White privilege permeates every part of our society, and children’s media is certainly not immune from this affliction. “Data collected by the Cooperative Children’s Book Center indicates that from 2008-2012 only 10% of children’s books published were about people of color despite the fact that 37% of the U.S. population are people of color. That means that 90% of all children’s book published in the United States feature white characters or animals” (Kysia 2014). This lack of representation is not a recent phenomenon, and one that has been spoken of since at least 1965, given Nancy Larrick’s work from that year titled, “The All-White World of Children’s Books”, it is not difficult to see this issue has a long history, and that it continues to plague the industry today. This is also not only a problem in the United States, but everywhere white privilege holds sway.

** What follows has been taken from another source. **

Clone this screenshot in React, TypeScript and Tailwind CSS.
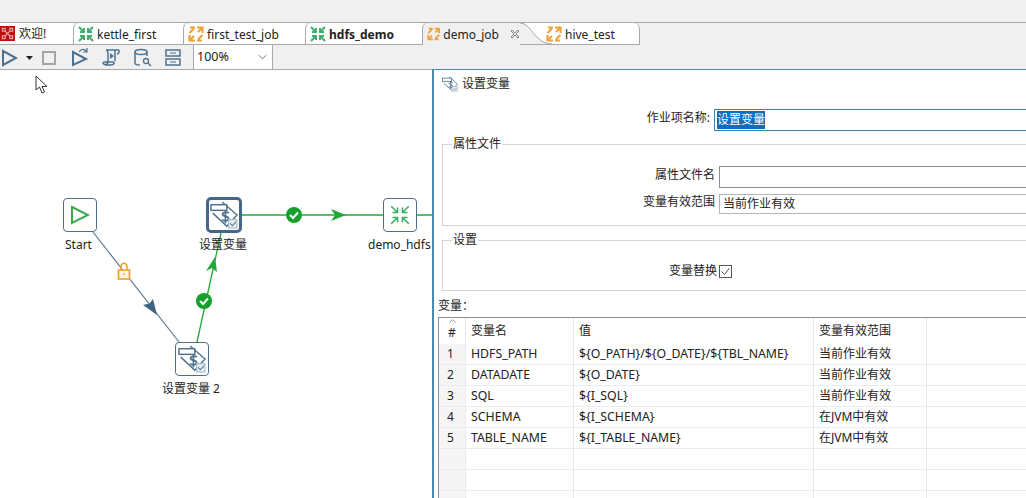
import React from 'react';

const FONT = "font-['Noto_Sans','Noto_Sans_CJK_SC',sans-serif]";

type IconProps = { className?: string; sw?: number };

const TransIcon = ({ className = 'w-4 h-4', sw = 2 }: IconProps) => (
    <svg viewBox="0 0 16 16" className={className} fill="none" stroke="#3fae6a" strokeWidth={sw}>
        <path d="M1 1 L6 6 M6 2 V6 H2" />
        <path d="M15 1 L10 6 M10 2 V6 H14" />
        <path d="M1 15 L6 10 M6 14 V10 H2" />
        <path d="M15 15 L10 10 M10 14 V10 H14" />
    </svg>
);

const JobIcon = ({ className = 'w-4 h-4' }: IconProps) => (
    <svg viewBox="0 0 16 16" className={className} fill="none" stroke="#eca33c" strokeWidth="2.200">
        <path d="M1.500 7 L6 2.500 M2 1.500 H7" />
        <path d="M9 1.500 H14.500 V7 M14 2 L10 6" />
        <path d="M14.500 9 L10 13.500 M14 14.500 H9" />
        <path d="M7 14.500 H1.500 V9 M2 14 L6 10" />
    </svg>
);

const WelcomeIcon = () => (
    <svg viewBox="0 0 16 16" className="w-[15px] h-[15px]">
        <rect width="16" height="16" fill="#c00d0d" />
        <g fill="none" stroke="#f0b8b8" strokeWidth="1.100">
            <rect x="2.500" y="2.500" width="3" height="3" />
            <rect x="10.500" y="2.500" width="3" height="3" />
            <rect x="2.500" y="10.500" width="3" height="3" />
            <rect x="10.500" y="10.500" width="3" height="3" />
            <path d="M5.500 5.500 L10.500 10.500 M10.500 5.500 L5.500 10.500" />
        </g>
    </svg>
);

const SetVarIcon = ({ className = 'w-[30px] h-[30px]' }: IconProps) => (
    <svg viewBox="0 0 30 30" className={className} fill="none">
        <path d="M13 1 L29 15 L18 27 L3 13" stroke="#4d6f8c" strokeWidth="1.500" fill="#fff" />
        <rect x="1" y="4" width="17" height="6" fill="#fff" stroke="#4d6f8c" strokeWidth="1.500" />
        <path d="M20 13 C18 11 13 12 13.500 14.500 C14 17 20 16 20 19 C20 21.500 15 22 13 20 M16.500 10 V24" stroke="#4d6f8c" strokeWidth="1.800" />
        <rect x="20" y="20" width="9" height="9" fill="#e6edf3" stroke="#9fb4c6" />
        <path d="M21.500 24 L24 26.500 L28 22" stroke="#5f7f99" strokeWidth="1.200" />
    </svg>
);

const tabs = [
    { name: 'kettle_first', w: 'w-[110px]', icon: <TransIcon /> },
    { name: 'first_test_job', w: 'w-[122px]', icon: <JobIcon /> },
    { name: 'hdfs_demo', w: 'w-[117px]', icon: <TransIcon />, bold: true },
];

const TabBar = () => (
    <div className="flex h-[23px] border-t border-[#a9a9a9] mt-[22px] bg-[#f0f0f0]">
        <div className="w-[73px] flex items-center gap-[4px] bg-white border-b border-[#a9a9a9] text-[12px] text-[#222]">
            <WelcomeIcon />
            <span className="mt-[1px]">欢迎!</span>
        </div>
        {tabs.map((t) => (
            <div
                key={t.name}
                className={`${t.w} flex items-center gap-[3px] pl-[4px] bg-white border-l border-b border-[#a9a9a9] rounded-tl-[6px] text-[12px] text-[#222] ${t.bold ? 'font-bold' : ''}`}
            >
                {t.icon}
                <span className="mt-[2px]">{t.name}</span>
            </div>
        ))}
        <div className="w-[98px] flex items-center gap-[3px] pl-[4px] border-l border-[#a9a9a9] rounded-tl-[6px] text-[12px] text-[#222]">
            <JobIcon />
            <span className="mt-[2px]">demo_job</span>
            <svg viewBox="0 0 10 10" className="w-[10px] h-[10px] ml-[8px] shrink-0" fill="none" stroke="#888" strokeWidth="1">
                <path d="M1 2 L2 1 L5 4 L8 1 L9 2 L6 5 L9 8 L8 9 L5 6 L2 9 L1 8 L4 5 Z" />
            </svg>
        </div>
        <div className="relative w-[120px] flex items-center gap-[3px] pl-[26px] bg-white border-b border-r border-[#a9a9a9] rounded-tr-[6px] text-[12px] text-[#222]">
            <svg viewBox="0 0 34 22" className="absolute left-0 top-0 w-[34px] h-[22px]" fill="none">
                <path d="M0 0 C12 0 14 21 32 21 H0 Z" fill="#f0f0f0" />
                <path d="M0 0 C12 0 14 21 32 21" stroke="#a9a9a9" />
            </svg>
            <JobIcon className="w-4 h-4 relative" />
            <span className="mt-[2px] relative">hive_test</span>
        </div>
    </div>
);

const Toolbar = () => (
    <div className="flex items-center h-[25px] bg-[#f0f0f0] border-b border-[#a9a9a9]">
        <svg viewBox="0 0 193 24" className="w-[193px] h-[24px]" fill="none" stroke="#4d7391" strokeWidth="2">
            <path d="M3 6 L16 13 L3 20 Z" />
            <path d="M26 11 H33 L29.500 15 Z" fill="#222" stroke="none" />
            <rect x="43" y="7" width="12" height="12" stroke="#a5a5a5" strokeWidth="2" />
            <path d="M73 7 L86 14 L73 20 Z" />
            <path d="M79 7 C82 3 85 4 87 7 M87 3 V7 H83" strokeWidth="1.200" />
            <path d="M106 5 H118 C120 5 119 9 117 9 M106 5 C108 5 108 8 108 10 V17 C108 20 103 20 103 18 C103 17 104 17 105 17 H113 C115 17 115 20 110 20 H105 M115 5 V16" strokeWidth="1.500" />
            <path d="M110 8 L114 11 L110 14 Z" fill="#4d7391" stroke="none" />
            <ellipse cx="141" cy="7" rx="6" ry="2.500" strokeWidth="1.500" />
            <path d="M135 7 V18 C135 20 138 20 140 20 M147 7 V11" strokeWidth="1.500" />
            <circle cx="146" cy="16" r="2.500" strokeWidth="1.300" />
            <path d="M148 18 L151 21" strokeWidth="1.300" />
            <rect x="166" y="5" width="14" height="6" strokeWidth="1.500" />
            <rect x="166" y="14" width="14" height="6" strokeWidth="1.500" />
            <path d="M170 8 H176 M170 17 H176" strokeWidth="1" />
        </svg>
        <div className="w-[80px] h-full flex items-center justify-between pl-[3px] pr-[4px] bg-white border-x border-[#a9a9a9] text-[12.500px] text-[#222]">
            <span>100%</span>
            <svg viewBox="0 0 10 6" className="w-[9px] h-[6px] mr-[1px]" fill="none" stroke="#666">
                <path d="M1 1 L5 5 L9 1" />
            </svg>
        </div>
    </div>
);

const CheckBadge = ({ x, y }: { x: number; y: number }) => (
    <g transform={`translate(${x} ${y})`}>
        <circle r="8" fill="#16a02c" />
        <path d="M-4 0 L-1 3 L4 -2.500" fill="none" stroke="#fff" strokeWidth="2" />
    </g>
);

const Canvas = () => (
    <div className="relative w-[432px] shrink-0 bg-white overflow-hidden text-[12px] text-[#222]">
        <svg viewBox="0 1 432 429" className="w-[432px] h-[429px]" fill="none">
            <path d="M93 163 L179 273" stroke="#5d7a92" strokeWidth="1.200" />
            <path d="M143 236 L149.500 234.500 L153 230 L157 246 Z" fill="#3f6381" />
            <path d="M197 273 L221 164" stroke="#22a838" strokeWidth="1.300" />
            <path d="M215 188 L206 202 L212 199 L217 203 Z" fill="#22a838" />
            <path d="M241 146 H432" stroke="#22a838" strokeWidth="1.300" />
            <path d="M331 140 L346 146 L331 152 L335 146 Z" fill="#22a838" />
            <CheckBadge x={204} y={232} />
            <CheckBadge x={294} y={146} />
            <g stroke="#eca33c" strokeWidth="1.700">
                <rect x="118.500" y="201" width="11" height="9" fill="#fdf3e2" />
                <path d="M121 201 V198 C121 193 127 193 127 198 V201" />
            </g>
            <rect x="123.500" y="204.500" width="1.500" height="1.500" fill="#eca33c" />
        </svg>

        {/* nodes */}
        <div className="absolute left-[63px] top-[128px] w-[34px] h-[34px] bg-white border border-[#4d6f8c] rounded-[4px] flex items-center justify-center">
            <svg viewBox="0 0 20 20" className="w-[20px] h-[20px]" fill="none" stroke="#3aa84a" strokeWidth="2">
                <path d="M2 2 L18 10 L2 18 Z" />
            </svg>
        </div>
        <span className="absolute left-[65px] top-[166px]">Start</span>

        <div className="absolute left-[206px] top-[127px] w-[36px] h-[36px] bg-white border-[3px] border-[#44678a] rounded-[5px] flex items-center justify-center">
            <SetVarIcon className="w-[28px] h-[28px]" />
        </div>
        <span className="absolute left-[199px] top-[166px]">设置变量</span>

        <div className="absolute left-[383px] top-[128px] w-[34px] h-[34px] bg-white border border-[#4d6f8c] rounded-[4px] flex items-center justify-center">
            <TransIcon className="w-[20px] h-[20px]" sw={1.300} />
        </div>
        <span className="absolute left-[368px] top-[166px]">demo_hdfs</span>

        <div className="absolute left-[175px] top-[272px] w-[34px] h-[34px] bg-white border border-[#4d6f8c] rounded-[4px] flex items-center justify-center">
            <SetVarIcon className="w-[28px] h-[28px]" />
        </div>
        <span className="absolute left-[162px] top-[310px]">设置变量 2</span>

        {/* mouse pointer */}
        <svg viewBox="0 0 14 20" className="absolute left-[35px] top-[5px] w-[14px] h-[20px]" fill="#fff" stroke="#333" strokeWidth="1">
            <path d="M1 1 V15 L4.500 12 L7 18 L9.500 17 L7 11.500 L12 11.500 Z" />
        </svg>
    </div>
);

const rows = [
    ['1', 'HDFS_PATH', '${O_PATH}/${O_DATE}/${TBL_NAME}', '当前作业有效'],
    ['2', 'DATADATE', '${O_DATE}', '当前作业有效'],
    ['3', 'SQL', '${I_SQL}', '当前作业有效'],
    ['4', 'SCHEMA', '${I_SCHEMA}', '在JVM中有效'],
    ['5', 'TABLE_NAME', '${I_TABLE_NAME}', '在JVM中有效'],
    ['', '', '', ''],
    ['', '', '', ''],
    ['', '', '', ''],
];

const VarTable = () => (
    <div className="ml-[4px] border-t border-l border-[#8f8f8f] text-[12px] text-[#222]">
        <div className="flex h-[26px] items-center">
            <div className="relative w-[27px] h-full flex items-center justify-center border-r border-[#e6e9ee]">
                <svg viewBox="0 0 8 4" className="absolute top-[1px] w-[7px] h-[4px]" fill="none" stroke="#888">
                    <path d="M0.500 3.500 L4 0.500 L7.500 3.500" />
                </svg>
                <span className="mt-[3px]">#</span>
            </div>
            <div className="w-[108px] h-full flex items-center pl-[5px] border-r border-[#e6e9ee]">变量名</div>
            <div className="w-[240px] h-full flex items-center pl-[5px] border-r border-[#e6e9ee]">值</div>
            <div className="w-[113px] h-full flex items-center pl-[5px] border-r border-[#e6e9ee]">变量有效范围</div>
        </div>
        {rows.map((r, i) => (
            <div key={i} className="flex h-[21px] items-center border-b border-[#e6eef5]">
                <div className="w-[27px] h-full flex items-center pl-[8px] bg-[#f5f5f5] border-r border-[#e6e9ee]">{r[0]}</div>
                <div className="w-[108px] h-full flex items-center pl-[5px] border-r border-[#e6e9ee] text-[12.300px]">{r[1]}</div>
                <div className="w-[240px] h-full flex items-center pl-[5px] border-r border-[#e6e9ee] text-[12.300px]">{r[2]}</div>
                <div className="w-[113px] h-full flex items-center pl-[5px] border-r border-[#e6e9ee]">{r[3]}</div>
            </div>
        ))}
    </div>
);

const Panel = () => (
    <div className="w-[620px] shrink-0 -mt-px bg-white border-t border-l-2 border-[#4a8aae] text-[12px] text-[#222]">
        <div className="flex items-center gap-[4px] h-[27px] pl-[8px]">
            <SetVarIcon className="w-[16px] h-[16px]" />
            <span>设置变量</span>
        </div>

        <div className="flex items-center h-[22px] mt-[12px]">
            <span className="w-[276px] text-right -mt-[4px]">作业项名称:</span>
            <div className="ml-[4px] flex-1 h-[22px] border border-[#3d7fa6] flex items-center pl-[2px]">
                <span className="bg-[#0a6fc2] text-white leading-[18px]">设置变量</span>
            </div>
        </div>

        <fieldset className="ml-[8px] mt-[4px] h-[91px] border border-[#d4d4d4]">
            <legend className="ml-[9px] px-[1px]">属性文件</legend>
            <div className="flex items-center h-[22px] mt-[13px]">
                <span className="w-[272px] text-right -mt-[4px]">属性文件名</span>
                <div className="ml-[4px] flex-1 h-[22px] border border-[#8f8f8f] bg-white" />
            </div>
            <div className="flex items-center h-[20px] mt-[6px]">
                <span className="w-[272px] text-right -mt-[4px]">变量有效范围</span>
                <div className="ml-[4px] flex-1 h-[20px] border border-[#b5b5b5] bg-white flex items-center pl-[3px]">当前作业有效</div>
            </div>
        </fieldset>

        <fieldset className="ml-[8px] mt-[5px] h-[60px] border border-[#d4d4d4]">
            <legend className="ml-[9px] px-[1px]">设置</legend>
            <div className="flex items-center h-[14px] mt-[15px]">
                <span className="w-[274px] text-right">变量替换</span>
                <svg viewBox="0 0 13 13" className="ml-[2px] w-[13px] h-[13px]" fill="none">
                    <rect x="0.500" y="0.500" width="12" height="12" stroke="#555" fill="#fff" />
                    <path d="M2.500 6.500 L5.500 9.500 L10.500 3" stroke="#555" />
                </svg>
            </div>
        </fieldset>

        <div className="ml-[4px] h-[20px] mt-[6px] leading-[18px]">变量：</div>
        <VarTable />
    </div>
);

const App = () => (
    <div className={`w-[1026px] h-[498px] overflow-hidden bg-[#f0f0f0] ${FONT}`}>
        <TabBar />
        <Toolbar />
        <div className="flex h-[429px]">
            <Canvas />
            <Panel />
        </div>
    </div>
);

export default App;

For example, from Ambelin Kwaymullina, an Aboriginal writer from the Palyku people of Australia: “What is to happen to us now, if we cannot find ourselves in stories? What is to happen to all the marginalised peoples of the earth? In the words of Honduran-Puerto Rican author Vanessa Martir: ‘When you don’t learn the history of your people and don’t read their literature, when all you read and learn is white and Western and male, and so very different from anything you’ve ever known and loved, you inevitably begin to believe that you are less…’” (Kwaymullina 2015). While there has been some progress in bringing children of color and native children onto the pages of books in recent years, as seen in the images below reflecting the CCBC’s findings in 2012 and 2015, it is clear that white children are afforded more “mirrors” on the page than children of color.
The “windows and mirrors” theory has been summarized by many authors and researchers, and essentially states, “with access to mirror texts, students are able to see that their narrative matters, and with access to window texts, students learn to understand and appreciate the narratives of others” (Everett n.d.). White privilege in the form of sheer numbers has skewed the number of mirrors and windows available to children, but these numbers alone are not the only example of white privilege in children’s media.
In addition to counting the number of books published about children of color, the CCBC also records the number of books published by people of color. Here one can also find a troubling effect of white privilege: many of the books published ABOUT children of color are not created BY people of color. Following is a break down from Lee & Low books, the largest multicultural children’s book publisher in the country, regarding the disparity between books about and by people of color:
In discussing these figures, the author states, “It’s disconcerting that more than half the books about people of color were created by cultural outsiders. Realistically, these numbers likely mean that there are more white creators speaking for people of color than people of color speaking for themselves. This problem may stem from a long history in which people of color have been overlooked to tell their own stories in favor of white voices” (Ehrlich, 2015). In addition to showing a preference for white authors and illustrators, this also calls into question the “quality and cultural authenticity” of these titles. “Who is checking to make sure diverse books are culturally accurate and do not reinforce stereotypes? Are cultural consultants being routinely employed to check for accuracy?” (Ehrlich, 2015), these questions and more are needed to ensure that titles that are published don’t contribute further to white privilege by allowing white voices to replicate negative images. While there has been an increase in the number of “sensitivity readers” checking these titles for the quality and authenticity of their representation (Fallon, 2017), the very fact that it is easier for white authors to be published than authors of color alone is an example of white privilege in the children’s publishing industry.
Further, white privilege can be seen in which books are nominated for and win the prestigious children’s literary awards, such as the Caldecott in the United States or the Carnegie in the United Kingdom. Winning a Caldecott award, for example, gives a book staying power on shelves, keeping it in circulation and thus in the hands of children for many years beyond its initial publication. However, the characters in Caldecott books are overwhelmingly white, as can be seen in the image below from Angela Moffett’s 2016 work “Exploring Racial Diversity in Caldecott Medal-Winning and Honor Books”:
Beyond simply the racial makeup of the titles, most that feature people of color or native peoples “present them as historical or fantastical, are folk or fairytales, or take places in countries other than the United States” and thus these titles “do not provide a mirror of a child’s own world but serve only as a window even when the protagonist is of the same race” (Moffett, 2016, p. 79-80). While the Caldecott has attempted to diversify in recent years, and other awards such as the Coretta Scott King award and the Pura Belpré award have been established to address this issue, it is still very much a problem today. The 2016 Carnegie medal longlist featured no authors of color “despite strong showings by writers of colour in every other major children’s book prize this year” (Kean 2017). While this did prompt a major backlash amongst authors, it is yet another example of the ways in which white privilege continues to permeate children’s literature.